Холодно и пасмурно; и сыро. Это зима такая, наверное, – слякотная. Меня шатает, толкая от учреждения к учреждению, от справки к справке. В тесном и пыльном кабинете с серыми карточками пациентов на полках я полушепотом пытаюсь доказать врачу, что психически болен, однако тот тактично поправляет меня: «Вам не к неврологу. Вам – к психотерапевту». И одуренный, облапошенный им, я ухожу.
Я исчезаю?
У нас на лекции объявляется неожиданная замена: огромный злой гоблин вместо преподавателя (а тот съеден, должно быть). Обыкновенный гоблин или тролль. Лицо его фасолистое, из фасолин отдельных составленное – вот, что имею я в виду. Зовут его Мармармедаколад и он ужасно зол. Корабль тонет. Стены разъезжаются, озаряясь вспышками глубокой синевы воды.
Я в ужасе от того, что тролль, того и гляди, вызовет меня к доске и заставит читать неподобающие – по его мнению – тексты, что я записал в тетради. Застыл камнем и по каменной поверхности карабкаются слезы пота. Пронесло. Вместо меня к доске вызывают одногруппника и тот, оказавшись подле тролля, незамедлительно исчезает.
Потом к доске выходит какой-то другой парень и принимается зачитывать классическое сочинение, блеклое и до того невразумительное, что, кажется, и сам забывает о чем оно, стоит ему поднять глаза от текста. Грузный тролль багровеет от злости, но великодушно отпускает его с миром – и парень возвращается, наделенный печатью благословения на лице.
Кажется, на сей раз выбор падет уже на меня. Судорожно листаю тетрадь, пытаясь заслонить начертанную крамолу. Переворачиваю и раскрываю с обратной стороны – что такое? – там тоже текст. Какие-то циферки, закорючки... Ах, да: я ведь веду одну тетрадь по двум лекциям сразу. Переворачиваю: тетрадь подписана «Математика». Открываю с конца вновь – там указано «Алгебра».
Когда я спешно перелистываю страницы, то, оказывается, чередуются и они: одна страница заполнена формулами и расчетами, противоположная – девственно пуста. Ближе к концу тетради я нахожу, наконец, целиком чистый разворот и панически заношу над ним острие пера в надежде, что тролль решит, будто я собрался конспектировать его мудрые мысли. Но стрелка часов вновь указывает на другого; из-за парты за моей спиной (подумать только, какое-то время он смотрел прямо на меня!) выходит бледнеющая девушка.

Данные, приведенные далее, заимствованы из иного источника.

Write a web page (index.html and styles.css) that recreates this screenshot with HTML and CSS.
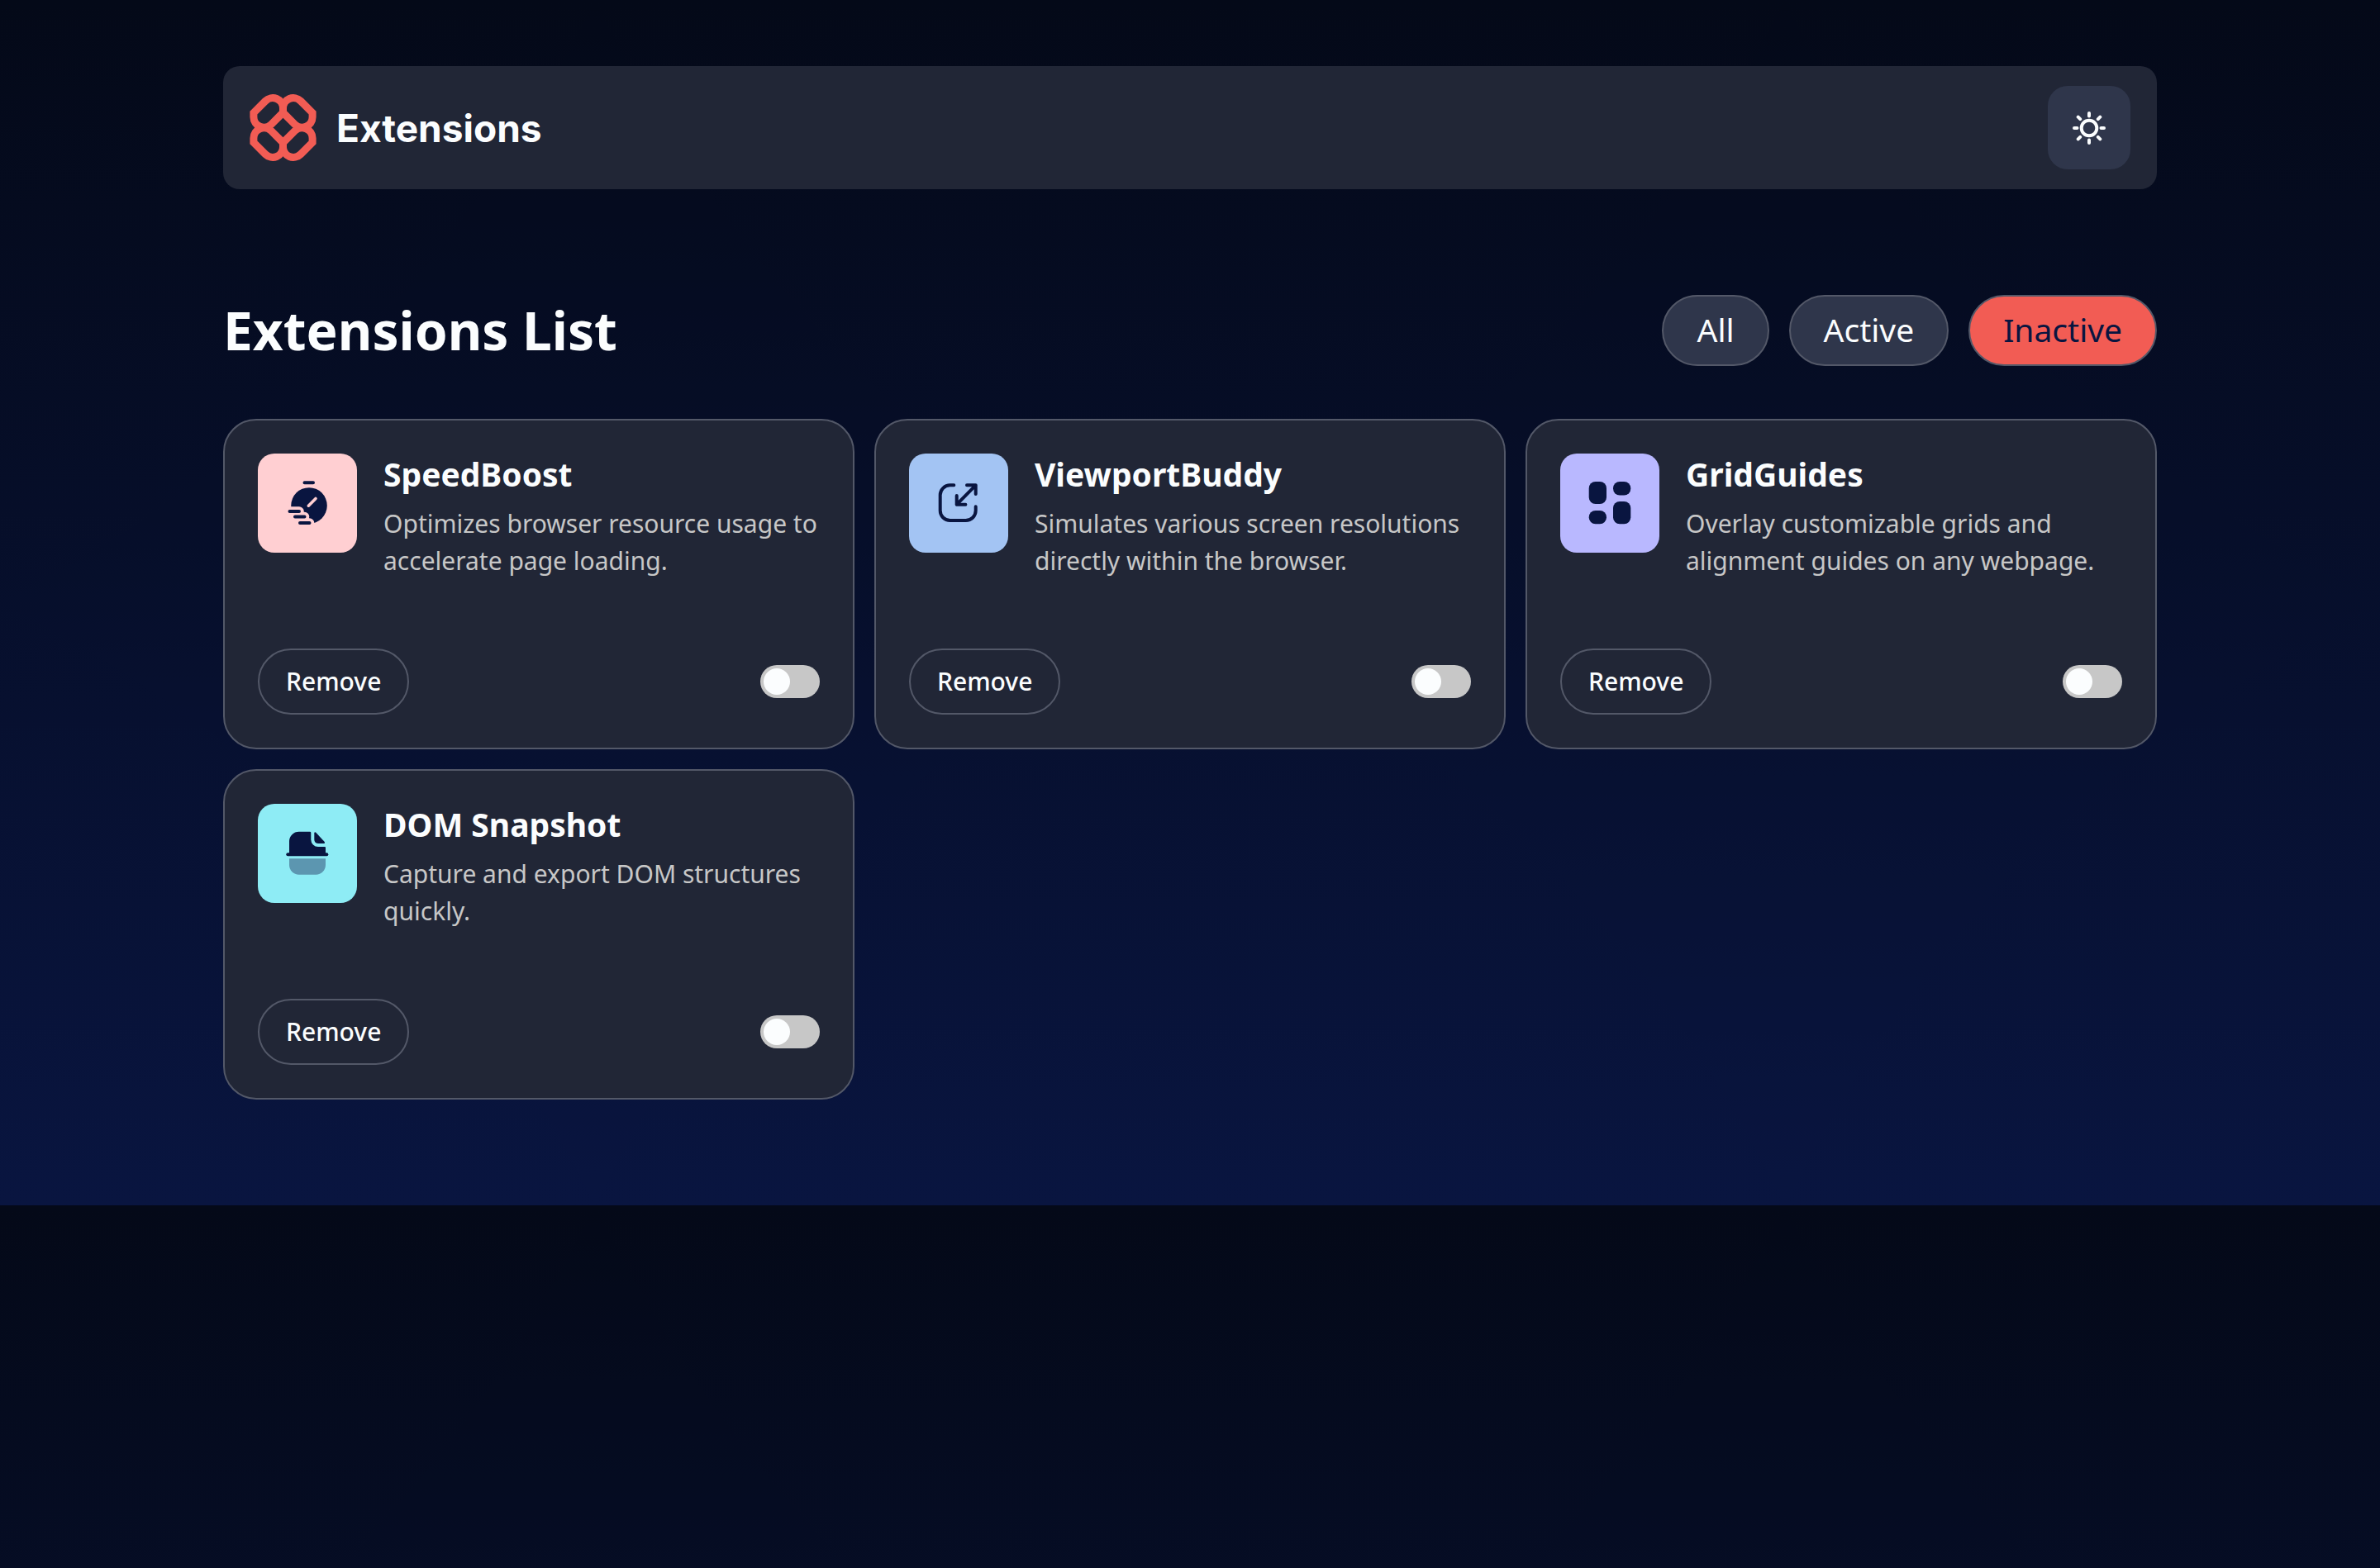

Ее доклад немногим лучше предыдущего – и только лишь в плане грамотно расставленных эпитетов; в целом же производит впечатление безысходной в своей пустоте, излишне отгламуренной прозы для законсервированных менеджерских умов. Тролль багровеет еще сильнее. Фасолины на его лице – это не то, о чем я подумал. Это гадостная блевотина, наростами усивающая его кожу. Кажется, что ее высохшие экскременты вот-вот полопаются от натуги... Тролль молча указывает девушке на место и та едва ли не бегом возвращается за парту.
Тролль исчезает без следа. Потрясенный, вне всякого сомнения беспардонной наглостью студиозусов, облюбовавших его аудиторию. Но это не наглость, а храбрость, смелость выстоять против чудовища.
В аудитории поднимается шум. Все веселятся, ликуют – как только могут ликовать люди, спасшиеся от смертельной опасности. Не праздную один лишь я; захлопываю тетрадь и брезгливо отворачиваюсь от падающего рядом соседа, сжимающего в руке бутылку с пивом. Кто-то открывает окно.
Дверь приотворяется и меня манит к себе пальцем сквозь щелку преподаватель английского. Он объясняет мне шепотом, вплотную приникнув к уху: не вовремя я оказался здесь, ох не вовремя. Он предлагает мне пропустить день-другой и прийти на лекции... ну, скажем, в прошлый вторник. Да, он именно так и говорит, в прошлый вторник – и я воспринимаю это как должное, потому что уже четверг.
Хлопает ставнями сквозняк в окно, я оборачиваюсь в комнату и вижу Папу Римского Иоанна Павла II. Он стоит на подоконнике, ветер развевает белые его одежды. Руками он уперся в раму, замерев в позе буквы «Т»... или распятия; и он ничего не говорит, лишь по-отечески улыбается мне. Я чувствую стыд и хочу объясниться ему, что я не католик, и что в стране, где я живу, популярным считается быть лишь верующим православным... но он все равно улыбается и прощает меня. А потом отпускает руки и исчезает в окне.